Never had that issue when using API on freshwater, brackish, or saltwater. That said, I use Instant Ocean salt, and not Seachem. I actually didn't know that Seachem had their own salt line. Regardless, as long as the test seems to be reading accurately, I wouldn't worry about it. I would switch over to Instant Ocean, though, as I'd imagine you'd pay MUCH, MUCH less per lb of salt.

Be careful not to let your SG creep up too much with swordtails. They can definitely handle some salt, and I find that they do better with SOME salt in their water - I kept some at 1.004 and they thrived. However, if I got behind on top-offs, and it crept up to 1.006 (which happened quite often, as it was a paludarium) I noticed that some of them seemed stress, although all other parameters were within range.
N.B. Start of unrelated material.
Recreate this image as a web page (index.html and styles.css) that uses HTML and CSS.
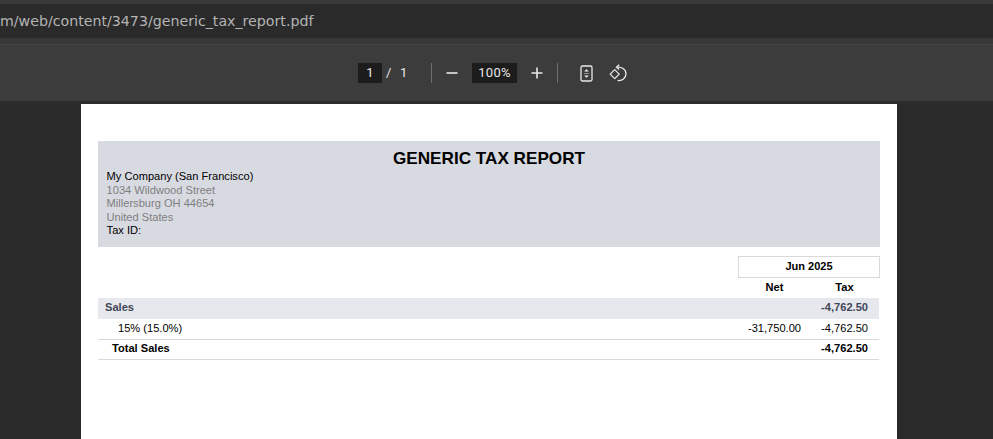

The swordtails I was keeping were a pretty "fancy" strain, and probably hadn't encountered much salt in many, many generations, so YMMV, but still. In general, swordtails and platies are both much less salt-tolerant than guppies, endlers, and mollies.

Thanks for the great tip - out of curiosity, which strain of swordtail did you keep? I'm on the lookout for fancy strains (like maybe some alphas) for when the time comes... they'd be the centerpiece and the priority so I don't want to stress them out.
I was planning on keeping a desert goby if I could find one, or a knight goby if not, hence the aI'm for 1.005, but I'd put less salt in if they'd be ok with it. I have dwarf hair grass and Java moss, I'm guessing they'd do better with less salt too?
 

Dch48

I get the slight cloudiness as well when testing my 1.010 water and I use Instant Ocean. I just marked it up as being because of the salt. It doesn't do it with the other tests, only the Ammonia one.

Everything in my Opae'Ula tank is going well but I decided to test the water anyway. I got the expected 0 Ammonia and 0 Nitrite but what surprised me is that there is also 0 Nitrate. There used to be Nitrate of about 5. I guess the macroalgae (which is growing) is absorbing the Nitrates? Maybe that's also why there is no longer any other kind of visible algae even though the tank gets a few hours of indirect sunlight and that tank lights are on for 12 hours every day. At one point there was a lot of brown and some green spot algae on the glass. It's now gone as well as the visible slime coating on an empty Nerite shell. I know the 16 shrimp and one Horned Nerite have eaten a lot of it but it is not growing back at all.
 

Minxxy

HI, welcome! My ammonia is cloudy as well on my brackish tank, there's nothing to worry about.
If your centerpiece fish is the swords it would be much easier to keep them in fresh and scrap the goby, also the plants would do much better in fresh as well.